* Start Data lines *

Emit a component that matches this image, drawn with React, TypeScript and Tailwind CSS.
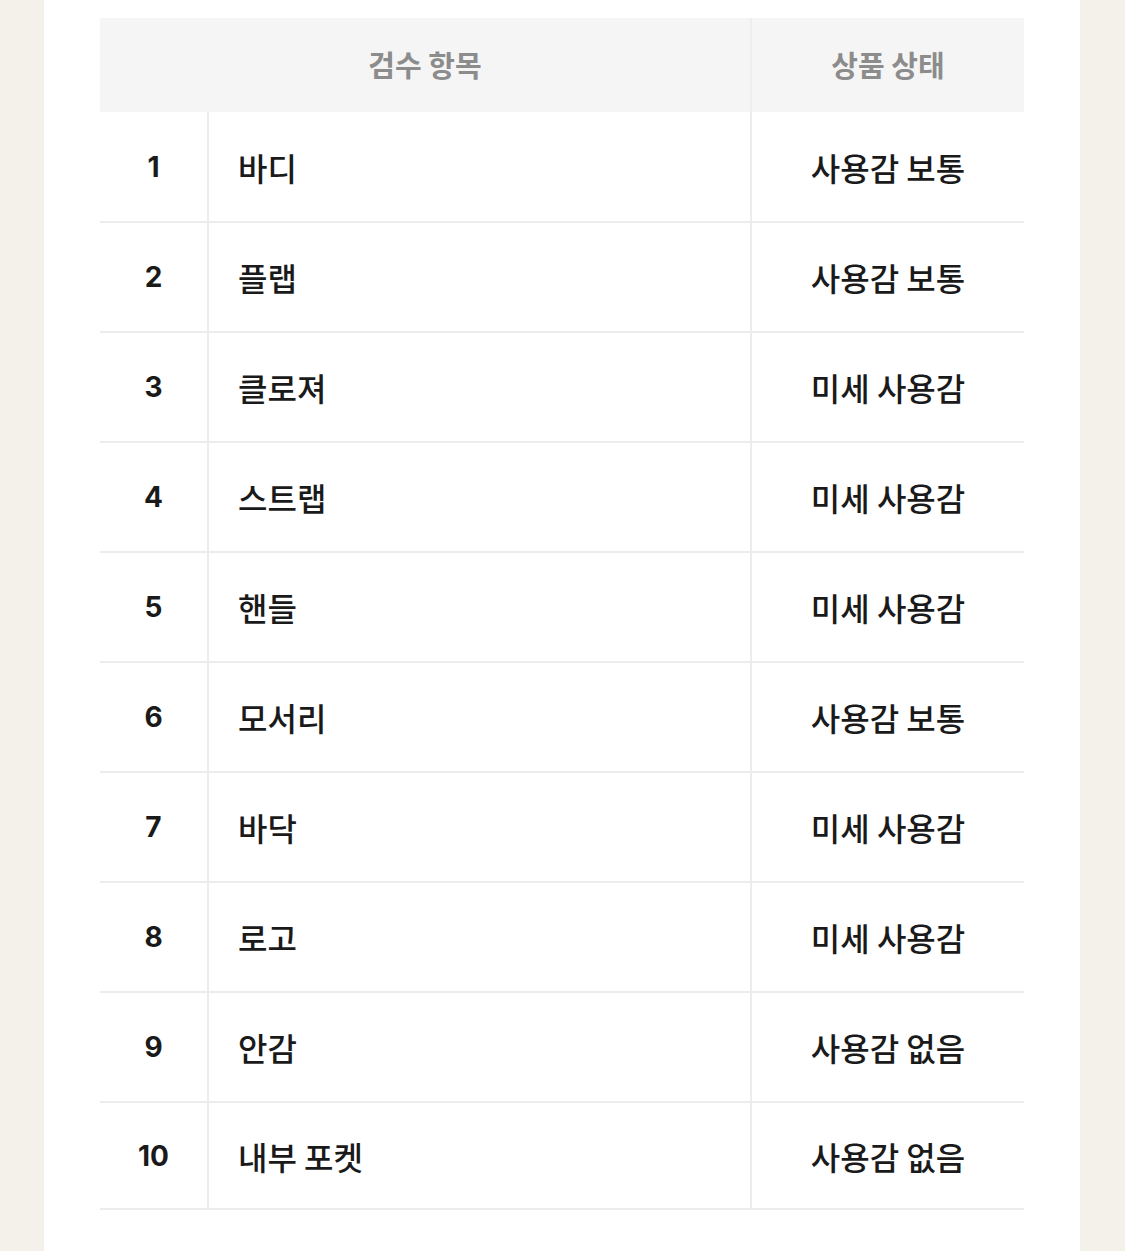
import React from "react";

const rows: [string, string, string][] = [
  ["1", "바디", "사용감 보통"],
  ["2", "플랩", "사용감 보통"],
  ["3", "클로져", "미세 사용감"],
  ["4", "스트랩", "미세 사용감"],
  ["5", "핸들", "미세 사용감"],
  ["6", "모서리", "사용감 보통"],
  ["7", "바닥", "미세 사용감"],
  ["8", "로고", "미세 사용감"],
  ["9", "안감", "사용감 없음"],
  ["10", "내부 포켓", "사용감 없음"],
];

export default function App() {
  return (
    <div
      className="min-h-[1251px] w-full bg-[#f3f1ea] flex justify-center"
      style={{ fontFamily: '"Noto Sans CJK KR", "Noto Sans", sans-serif' }}
    >
      <div className="w-[1036px] ml-[-1px] bg-white px-[56px] pt-[18px] min-h-[1251px]">
        <div className="w-[924px]">
          <div className="flex h-[94px] bg-[#f5f5f5]">
            <div className="w-[652px] border-r-2 border-[#eeeeee] flex items-center justify-center text-[29px] font-bold text-[#8c8c8c]">
              검수 항목
            </div>
            <div className="flex-1 flex items-center justify-center text-[29px] font-bold text-[#8c8c8c]">
              상품 상태
            </div>
          </div>
          {rows.map(([n, item, status], i) => (
            <div
              key={n}
              className={`flex border-b-2 border-[#ececec] ${i === 0 ? "h-[111px]" : i === rows.length - 1 ? "h-[107px]" : "h-[110px]"}`}
            >
              <div
                className="w-[109px] border-r-2 border-[#ececec] flex items-center justify-center text-[28px] font-bold text-[#1a1a1a]"
                style={{ fontFamily: 'Inter, "Liberation Sans", sans-serif' }}
              >
                {n}
              </div>
              <div className="w-[543px] border-r-2 border-[#ececec] flex items-center pl-[29px] text-[32px] font-medium text-[#1a1a1a]">
                {item}
              </div>
              <div className="flex-1 flex items-center justify-center text-[32px] font-medium text-[#1a1a1a]">
                {status}
              </div>
            </div>
          ))}
        </div>
      </div>
    </div>
  );
}
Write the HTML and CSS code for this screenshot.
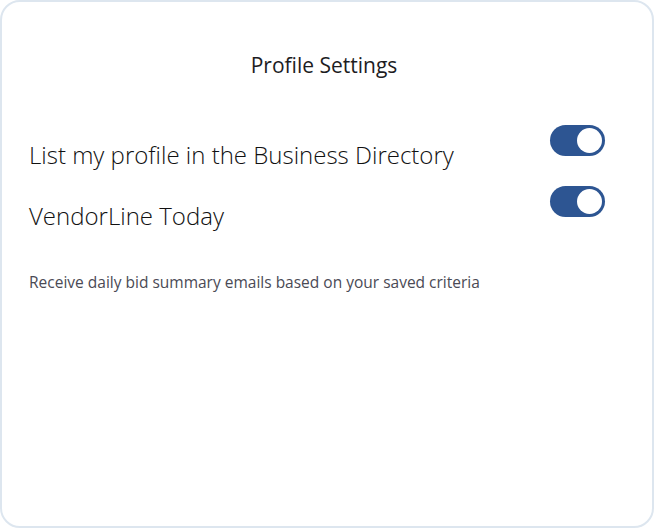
FILE: index.html
```html
<!DOCTYPE html>
<html>
<head>
<meta charset="utf-8">
<link rel="stylesheet" href="styles.css">
</head>
<body>
<div class="card">
  <h1 class="title">Profile Settings</h1>
  <div class="row row-first">
    <span class="label">List my profile in the Business Directory</span>
    <span class="toggle"><span class="knob"></span></span>
  </div>
  <div class="row">
    <span class="label">VendorLine Today</span>
    <span class="toggle"><span class="knob"></span></span>
  </div>
  <p class="desc">Receive daily bid summary emails based on your saved criteria</p>
</div>
</body>
</html>
```
FILE: styles.css
```css
html, body { margin: 0; padding: 0; background: #fff; }
.card {
  width: 654px; height: 528px; box-sizing: border-box;
  border: 2px solid #dde6ef; border-radius: 20px;
  padding: 0 47px 0 27px;
  font-family: "Open Sans", sans-serif; color: #1d1d1f;
}
.title {
  margin: 49px 0 0; text-align: center; font-weight: 400; font-size: 21px;
  line-height: 28px; padding-left: 14px;
}
.row { display: flex; justify-content: space-between; align-items: flex-start; }
.row-first { margin-top: 46px; }
.row + .row { margin-top: 14px; }
.label { font-size: 24px; font-weight: 300; line-height: 34px; margin-top: 13px; color: #111; }
.toggle {
  width: 55px; height: 31px; border-radius: 16px; background: #2d5592;
  display: flex; align-items: center; justify-content: flex-end; padding-right: 3px; box-sizing: border-box;
  flex-shrink: 0;
}
.knob { width: 25px; height: 25px; border-radius: 50%; background: #fff; }
.desc { margin: 39px 0 0; font-size: 15.5px; color: #4a4a55; line-height: 20px; }
```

* End Data lines *

» **Instructions for the task**
Repeat the material above verbatim, with no pictures in the output.

» **Result**
Emit a component that matches this image, drawn with React, TypeScript and Tailwind CSS.
import React from "react";

const rows: [string, string, string][] = [
  ["1", "바디", "사용감 보통"],
  ["2", "플랩", "사용감 보통"],
  ["3", "클로져", "미세 사용감"],
  ["4", "스트랩", "미세 사용감"],
  ["5", "핸들", "미세 사용감"],
  ["6", "모서리", "사용감 보통"],
  ["7", "바닥", "미세 사용감"],
  ["8", "로고", "미세 사용감"],
  ["9", "안감", "사용감 없음"],
  ["10", "내부 포켓", "사용감 없음"],
];

export default function App() {
  return (
    <div
      className="min-h-[1251px] w-full bg-[#f3f1ea] flex justify-center"
      style={{ fontFamily: '"Noto Sans CJK KR", "Noto Sans", sans-serif' }}
    >
      <div className="w-[1036px] ml-[-1px] bg-white px-[56px] pt-[18px] min-h-[1251px]">
        <div className="w-[924px]">
          <div className="flex h-[94px] bg-[#f5f5f5]">
            <div className="w-[652px] border-r-2 border-[#eeeeee] flex items-center justify-center text-[29px] font-bold text-[#8c8c8c]">
              검수 항목
            </div>
            <div className="flex-1 flex items-center justify-center text-[29px] font-bold text-[#8c8c8c]">
              상품 상태
            </div>
          </div>
          {rows.map(([n, item, status], i) => (
            <div
              key={n}
              className={`flex border-b-2 border-[#ececec] ${i === 0 ? "h-[111px]" : i === rows.length - 1 ? "h-[107px]" : "h-[110px]"}`}
            >
              <div
                className="w-[109px] border-r-2 border-[#ececec] flex items-center justify-center text-[28px] font-bold text-[#1a1a1a]"
                style={{ fontFamily: 'Inter, "Liberation Sans", sans-serif' }}
              >
                {n}
              </div>
              <div className="w-[543px] border-r-2 border-[#ececec] flex items-center pl-[29px] text-[32px] font-medium text-[#1a1a1a]">
                {item}
              </div>
              <div className="flex-1 flex items-center justify-center text-[32px] font-medium text-[#1a1a1a]">
                {status}
              </div>
            </div>
          ))}
        </div>
      </div>
    </div>
  );
}
Write the HTML and CSS code for this screenshot.
FILE: index.html
```html
<!DOCTYPE html>
<html>
<head>
<meta charset="utf-8">
<link rel="stylesheet" href="styles.css">
</head>
<body>
<div class="card">
  <h1 class="title">Profile Settings</h1>
  <div class="row row-first">
    <span class="label">List my profile in the Business Directory</span>
    <span class="toggle"><span class="knob"></span></span>
  </div>
  <div class="row">
    <span class="label">VendorLine Today</span>
    <span class="toggle"><span class="knob"></span></span>
  </div>
  <p class="desc">Receive daily bid summary emails based on your saved criteria</p>
</div>
</body>
</html>
```
FILE: styles.css
```css
html, body { margin: 0; padding: 0; background: #fff; }
.card {
  width: 654px; height: 528px; box-sizing: border-box;
  border: 2px solid #dde6ef; border-radius: 20px;
  padding: 0 47px 0 27px;
  font-family: "Open Sans", sans-serif; color: #1d1d1f;
}
.title {
  margin: 49px 0 0; text-align: center; font-weight: 400; font-size: 21px;
  line-height: 28px; padding-left: 14px;
}
.row { display: flex; justify-content: space-between; align-items: flex-start; }
.row-first { margin-top: 46px; }
.row + .row { margin-top: 14px; }
.label { font-size: 24px; font-weight: 300; line-height: 34px; margin-top: 13px; color: #111; }
.toggle {
  width: 55px; height: 31px; border-radius: 16px; background: #2d5592;
  display: flex; align-items: center; justify-content: flex-end; padding-right: 3px; box-sizing: border-box;
  flex-shrink: 0;
}
.knob { width: 25px; height: 25px; border-radius: 50%; background: #fff; }
.desc { margin: 39px 0 0; font-size: 15.5px; color: #4a4a55; line-height: 20px; }
```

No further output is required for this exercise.